Quintiles says size matters when it comes to strategic deals

CEO Tom Pike emphasised Quintiles’ credentials as a Big Pharma collaborator and highlighted personalised medicines as a key driver for the CRO at an investment conference last week.

Pike stressed Quintiles’ prowess as a partner at the JP Morgan Healthcare conference in San Francisco, US last Wednesday, citing deals the contract research organisation (CRO) signed with firms like Merck Serono as evidence.

“We have two sole source deals this year. I believe we are the only ones who can really do this effectively as we are the only ones with the breadth of services to do this.Other [CROs] needed to team to deliver this. We’ve even had situations where are competitors have said ‘no pick two’ because they couldn’t handle the whole scope.”
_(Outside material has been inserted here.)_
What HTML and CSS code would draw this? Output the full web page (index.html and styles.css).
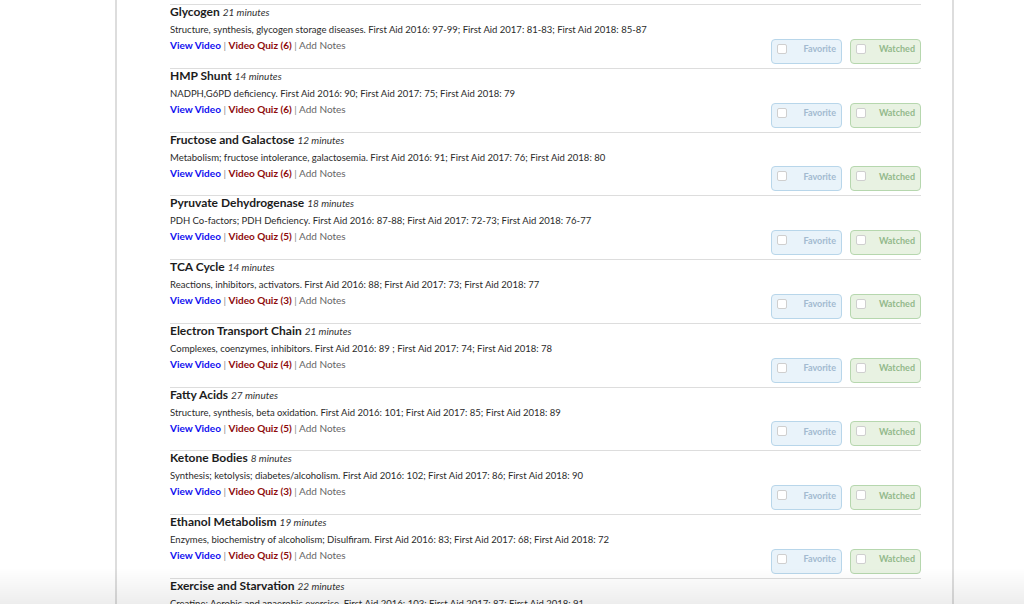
FILE: index.html
```html
<!DOCTYPE html>
<html lang="en">
<head>
    <meta charset="UTF-8">
    <meta name="viewport" content="width=device-width, initial-scale=1.0">
    <title>Biochemistry Videos</title>
    <link rel="stylesheet" href="styles.css">
</head>
<body>
    <div class="panel">
        <div class="lesson">
            <div class="lesson-info">
                <div class="lesson-title">Glycogen <span class="duration">21 minutes</span></div>
                <div class="lesson-desc">Structure, synthesis, glycogen storage diseases. First Aid 2016: 97-99; First Aid 2017: 81-83; First Aid 2018: 85-87</div>
                <div class="lesson-links"><a class="view-link" href="#">View Video</a> <span class="sep">|</span> <a class="quiz-link" href="#">Video Quiz (6)</a> <span class="sep">|</span> <a class="notes-link" href="#">Add Notes</a></div>
            </div>
            <div class="lesson-actions">
                <label class="toggle favorite"><input type="checkbox"> <span>Favorite</span></label>
                <label class="toggle watched"><input type="checkbox"> <span>Watched</span></label>
            </div>
        </div>
        <div class="lesson">
            <div class="lesson-info">
                <div class="lesson-title">HMP Shunt <span class="duration">14 minutes</span></div>
                <div class="lesson-desc">NADPH,G6PD deficiency. First Aid 2016: 90; First Aid 2017: 75; First Aid 2018: 79</div>
                <div class="lesson-links"><a class="view-link" href="#">View Video</a> <span class="sep">|</span> <a class="quiz-link" href="#">Video Quiz (6)</a> <span class="sep">|</span> <a class="notes-link" href="#">Add Notes</a></div>
            </div>
            <div class="lesson-actions">
                <label class="toggle favorite"><input type="checkbox"> <span>Favorite</span></label>
                <label class="toggle watched"><input type="checkbox"> <span>Watched</span></label>
            </div>
        </div>
        <div class="lesson">
            <div class="lesson-info">
                <div class="lesson-title">Fructose and Galactose <span class="duration">12 minutes</span></div>
                <div class="lesson-desc">Metabolism; fructose intolerance, galactosemia. First Aid 2016: 91; First Aid 2017: 76; First Aid 2018: 80</div>
                <div class="lesson-links"><a class="view-link" href="#">View Video</a> <span class="sep">|</span> <a class="quiz-link" href="#">Video Quiz (6)</a> <span class="sep">|</span> <a class="notes-link" href="#">Add Notes</a></div>
            </div>
            <div class="lesson-actions">
                <label class="toggle favorite"><input type="checkbox"> <span>Favorite</span></label>
                <label class="toggle watched"><input type="checkbox"> <span>Watched</span></label>
            </div>
        </div>
        <div class="lesson">
            <div class="lesson-info">
                <div class="lesson-title">Pyruvate Dehydrogenase <span class="duration">18 minutes</span></div>
                <div class="lesson-desc">PDH Co-factors; PDH Deficiency. First Aid 2016: 87-88; First Aid 2017: 72-73; First Aid 2018: 76-77</div>
                <div class="lesson-links"><a class="view-link" href="#">View Video</a> <span class="sep">|</span> <a class="quiz-link" href="#">Video Quiz (5)</a> <span class="sep">|</span> <a class="notes-link" href="#">Add Notes</a></div>
            </div>
            <div class="lesson-actions">
                <label class="toggle favorite"><input type="checkbox"> <span>Favorite</span></label>
                <label class="toggle watched"><input type="checkbox"> <span>Watched</span></label>
            </div>
        </div>
        <div class="lesson">
            <div class="lesson-info">
                <div class="lesson-title">TCA Cycle <span class="duration">14 minutes</span></div>
                <div class="lesson-desc">Reactions, inhibitors, activators. First Aid 2016: 88; First Aid 2017: 73; First Aid 2018: 77</div>
                <div class="lesson-links"><a class="view-link" href="#">View Video</a> <span class="sep">|</span> <a class="quiz-link" href="#">Video Quiz (3)</a> <span class="sep">|</span> <a class="notes-link" href="#">Add Notes</a></div>
            </div>
            <div class="lesson-actions">
                <label class="toggle favorite"><input type="checkbox"> <span>Favorite</span></label>
                <label class="toggle watched"><input type="checkbox"> <span>Watched</span></label>
            </div>
        </div>
        <div class="lesson">
            <div class="lesson-info">
                <div class="lesson-title">Electron Transport Chain <span class="duration">21 minutes</span></div>
                <div class="lesson-desc">Complexes, coenzymes, inhibitors. First Aid 2016: 89 ; First Aid 2017: 74; First Aid 2018: 78</div>
                <div class="lesson-links"><a class="view-link" href="#">View Video</a> <span class="sep">|</span> <a class="quiz-link" href="#">Video Quiz (4)</a> <span class="sep">|</span> <a class="notes-link" href="#">Add Notes</a></div>
            </div>
            <div class="lesson-actions">
                <label class="toggle favorite"><input type="checkbox"> <span>Favorite</span></label>
                <label class="toggle watched"><input type="checkbox"> <span>Watched</span></label>
            </div>
        </div>
        <div class="lesson">
            <div class="lesson-info">
                <div class="lesson-title">Fatty Acids <span class="duration">27 minutes</span></div>
                <div class="lesson-desc">Structure, synthesis, beta oxidation. First Aid 2016: 101; First Aid 2017: 85; First Aid 2018: 89</div>
                <div class="lesson-links"><a class="view-link" href="#">View Video</a> <span class="sep">|</span> <a class="quiz-link" href="#">Video Quiz (5)</a> <span class="sep">|</span> <a class="notes-link" href="#">Add Notes</a></div>
            </div>
            <div class="lesson-actions">
                <label class="toggle favorite"><input type="checkbox"> <span>Favorite</span></label>
                <label class="toggle watched"><input type="checkbox"> <span>Watched</span></label>
            </div>
        </div>
        <div class="lesson">
            <div class="lesson-info">
                <div class="lesson-title">Ketone Bodies <span class="duration">8 minutes</span></div>
                <div class="lesson-desc">Synthesis; ketolysis; diabetes/alcoholism. First Aid 2016: 102; First Aid 2017: 86; First Aid 2018: 90</div>
                <div class="lesson-links"><a class="view-link" href="#">View Video</a> <span class="sep">|</span> <a class="quiz-link" href="#">Video Quiz (3)</a> <span class="sep">|</span> <a class="notes-link" href="#">Add Notes</a></div>
            </div>
            <div class="lesson-actions">
                <label class="toggle favorite"><input type="checkbox"> <span>Favorite</span></label>
                <label class="toggle watched"><input type="checkbox"> <span>Watched</span></label>
            </div>
        </div>
        <div class="lesson">
            <div class="lesson-info">
                <div class="lesson-title">Ethanol Metabolism <span class="duration">19 minutes</span></div>
                <div class="lesson-desc">Enzymes, biochemistry of alcoholism; Disulfiram. First Aid 2016: 83; First Aid 2017: 68; First Aid 2018: 72</div>
                <div class="lesson-links"><a class="view-link" href="#">View Video</a> <span class="sep">|</span> <a class="quiz-link" href="#">Video Quiz (5)</a> <span class="sep">|</span> <a class="notes-link" href="#">Add Notes</a></div>
            </div>
            <div class="lesson-actions">
                <label class="toggle favorite"><input type="checkbox"> <span>Favorite</span></label>
                <label class="toggle watched"><input type="checkbox"> <span>Watched</span></label>
            </div>
        </div>
        <div class="lesson">
            <div class="lesson-info">
                <div class="lesson-title">Exercise and Starvation <span class="duration">22 minutes</span></div>
                <div class="lesson-desc">Creatine; Aerobic and anaerobic exercise. First Aid 2016: 103; First Aid 2017: 87; First Aid 2018: 91</div>
                <div class="lesson-links"><a class="view-link" href="#">View Video</a> <span class="sep">|</span> <a class="quiz-link" href="#">Video Quiz (4)</a> <span class="sep">|</span> <a class="notes-link" href="#">Add Notes</a></div>
            </div>
            <div class="lesson-actions">
                <label class="toggle favorite"><input type="checkbox"> <span>Favorite</span></label>
                <label class="toggle watched"><input type="checkbox"> <span>Watched</span></label>
            </div>
        </div>
    </div>
    <div class="bottom-shade"></div>
</body>
</html>
```

FILE: styles.css
```css
body {
    margin: 0;
    font-family: Lato, 'Open Sans', sans-serif;
    background-color: #fff;
    color: #222;
    overflow: hidden;
}

a {
    text-decoration: none;
}

.panel {
    width: 839px;
    box-sizing: border-box;
    margin-left: 115px;
    padding: 4px 31px 0 53px;
    border-left: 2px solid #ddd;
    border-right: 2px solid #ddd;
    background-color: #fff;
}

.lesson {
    height: 63.78px;
    box-sizing: border-box;
    border-top: 1px solid #ddd;
    padding-bottom: 4px;
    display: flex;
    justify-content: space-between;
    align-items: flex-end;
}

.lesson-info {
    align-self: flex-start;
}

.lesson-title {
    font-size: 12px;
    font-weight: bold;
    line-height: 14px;
    color: #1c1c1c;
}

.duration {
    font-size: 10px;
    font-weight: normal;
    font-style: italic;
    color: #333;
}

.lesson-desc {
    margin-top: 4px;
    font-size: 9.5px;
    line-height: 14px;
    color: #2a2a2a;
}

.lesson-links {
    margin-top: 1px;
    font-size: 10px;
    line-height: 14px;
}

.view-link {
    color: #1010f0;
    font-weight: bold;
}

.quiz-link {
    color: #8e0b0b;
    font-weight: bold;
}

.notes-link {
    color: #666;
}

.sep {
    color: #888;
}

.lesson-actions {
    display: flex;
    gap: 8px;
}

.toggle {
    width: 71px;
    height: 25px;
    box-sizing: border-box;
    padding: 0 5px 5px 5px;
    border: 1px solid;
    border-radius: 4px;
    display: flex;
    align-items: center;
    justify-content: space-between;
    font-size: 9px;
    font-weight: bold;
}

.toggle input {
    appearance: none;
    width: 10px;
    height: 10px;
    margin: 0;
    background-color: #fff;
    border: 1px solid #cfcfcf;
    border-radius: 2px;
}

.favorite {
    background-color: #e9f3fa;
    border-color: #b8d6ea;
    color: #a2bad0;
}

.watched {
    background-color: #e8f2e2;
    border-color: #b6d7ae;
    color: #93b98b;
}

.bottom-shade {
    position: fixed;
    left: 0;
    right: 0;
    bottom: 0;
    height: 36px;
    pointer-events: none;
    background: linear-gradient(to bottom, rgba(0, 0, 0, 0), rgba(0, 0, 0, 0.07));
}
```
And this is our ability to expand our addressable market,” Pike continued, adding “by doing these types of strategic deal. These are truly strategic…these are complete relationships.”

The focus on Quintiles capabilities as a Big Pharma strategic partner is not new. When the firm finally confirmed its IPO last February is emphasised the benefits its large size and global reach could provide for partners. A few days later it signed a deal with Merck Serono.

Whether Pike’s latest comments indicate that Quintiles is about to unveil another deal is unclear, however, the comments do come just days after the firm was named as a possible future third alliance partner for Pfizer, behind Icon and Parexel, in a note from Jefferies analyst David Windley.

Discussions with Pfizer do point toward adding a third Alliance vendor. Important attributes include: nimbleness, flexibility, low cost, and Asian coverage. Q's strongest suit in this list is global coverage. Quintiles and QLabs is currently doing PFE work, but then so is inVentiv.

PPDI's new CEO is from PFE. So, penciling this work into Q's backlog already is hasty. Because Pfizer won't do "rescue" project transitions as it did with ICLR and PRXL, this revenue - whoever wins it - will ramp slowly,” Windley said.

Personalised meds

Personalised medicines will also be a big growth driver for Quintile according to Pike, who cited the firm’s 2011 acquisition of Advion and more recent purchase of Expression Analysis as key to tapping increasing market demand.

We are believes in applying personalised medicine, some call it precision medicine, with our customers to the clinical process,” he said, citing Quintiles’ collaboration with US Oncology on pre-profiling and its expression analysis team’s work on oncogene panels as examples.

[Personalised medicines] is an area that is crucial for us. With 40 to 50% of drugs in the pipeline having some kind of marker or genomic indication it is just critical that we are leaders there.”